Thanks @pai4451. To follow up, my impression is that the script works fine for short texts, but when it comes to longer ones (>200 tokens) it more likely to crash. For me it crashes for all batch sizes I tried (1, 2, 4, 8), the error message is not always the same however. The problem with the sampling was on my side. I guess I ended up with the same problem as in #318.
@RezaYazdaniAminabadi Hi, just for your inference. I have tested https://github.com/microsoft/DeepSpeed/pull/2196 but it seems not resolving the issue of "illegal memory access" at our side.
@pohunghuang-nctu can you confirm your cuda version? I was using 11.6 and getting the same issue. Using 11.3 resolved it for me. Please give it a try. Thanks
@pohunghuang-nctu can you confirm your cuda version? I was using 11.6 and getting the same issue. Using 11.3 resolved it for me. Please give it a try. Thanks
@mayank31398 Thanks for suggestion. We're in pytorch 1.11 + cuda 11.5, and how about your pytorch version? By the way, now you're running bloom on single node (A100 * 8) or multiple node?
@pohunghuang-nctu I have PyTorch installed using conda (with CUDA 11.3) and DeepSpeed and apex have been installed from master branch using CUDA 11.3
@pohunghuang-nctu can you confirm your cuda version? I was using 11.6 and getting the same issue. Using 11.3 resolved it for me. Please give it a try. Thanks
@mayank31398 Thanks for the information. Can I confirm that you no longer encounter the illegal memory access error with CUDA 11.3 and the latest build from master branch DeepSpeed
for the following two cases?
after installing DeepSpeed microsoft/DeepSpeed#2196 and CUDA 11.3?
I also tried the same (CUDA 11.3 and the latest DeepSpeed
from the master branch) but still facing illegal memory access in both cases. Also, I ran the code with two nodes, each consisting of 8x A6000 GPUs, maybe this is the difference?
I haven't played around that much with it. But batch size >1 is working for me.
I only have a single node with 8 GPUS 80GB each. Are you using pipeline parallel across nodes? Does DS-inference support that?
@pai4451 Currently, I limit the token-length for each query to 128. I am gonna increase this soon. But, can you try with smaller length and see if the issue is resolved? Thanks
Regarding the batch size, I have tried with up to 128 batch and it was working fine on my side.
I only have a single node with 8 GPUS 80GB each.
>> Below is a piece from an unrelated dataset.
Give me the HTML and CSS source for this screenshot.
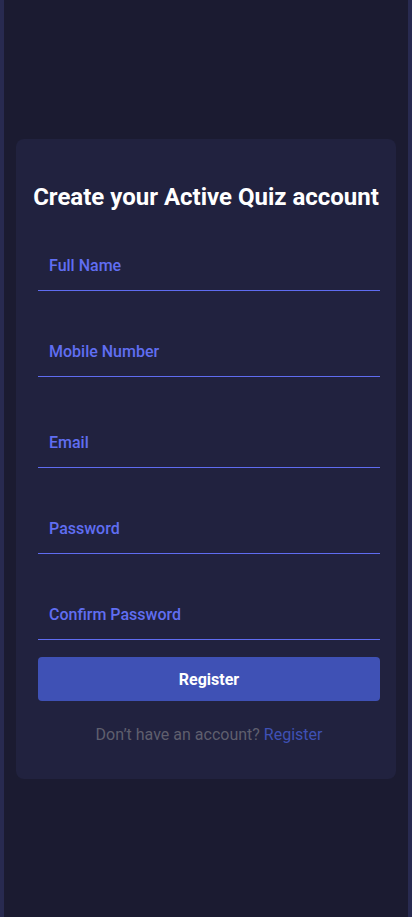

Are you using pipeline parallel across nodes? Does DS-inference support that?
@mayank31398 Thanks. I just launched DeepSpeed with an additional hostfile
argument to run on multiple nodes.
@RezaYazdaniAminabadi Yeah, no error will happen when I use input tokens 128 and batch size one. But I found that input tokens longer than 600 will lead to illegal memory access on my two nodes server, with each node having 8x A6000. About different batch sizes, I found that I can run the inference code with batch sizes 1, 8, 16, and 32 but will raise an illegal memory access error with batch sizes 2 and 4.
My environment with Python 3.8 and CUDA 11.3:
torch==1.12.1+cu113
deepspeed==0.7.1+28dfca8a
I only have a single node with 8 GPUS 80GB each. Are you using pipeline parallel across nodes? Does DS-inference support that?
- DS-inference supports multi-node with no doubt.
- Deepspeed MII do NOT support multi-node, because the way calling deepspeed was hardcoded as using "--num_gpus". We have did some customization to allow it accept hostfile to spawn processes into multi-nodes.
@pohunghuang-nctu @pai4451 thanks for letting me know about the multi-node deployment. I am guessing this would be using pipeline parallelism? However, what are the advantages of using multi-node during inference? I am guessing this would be slower than a single node 8x A100 80 GB GPUs right?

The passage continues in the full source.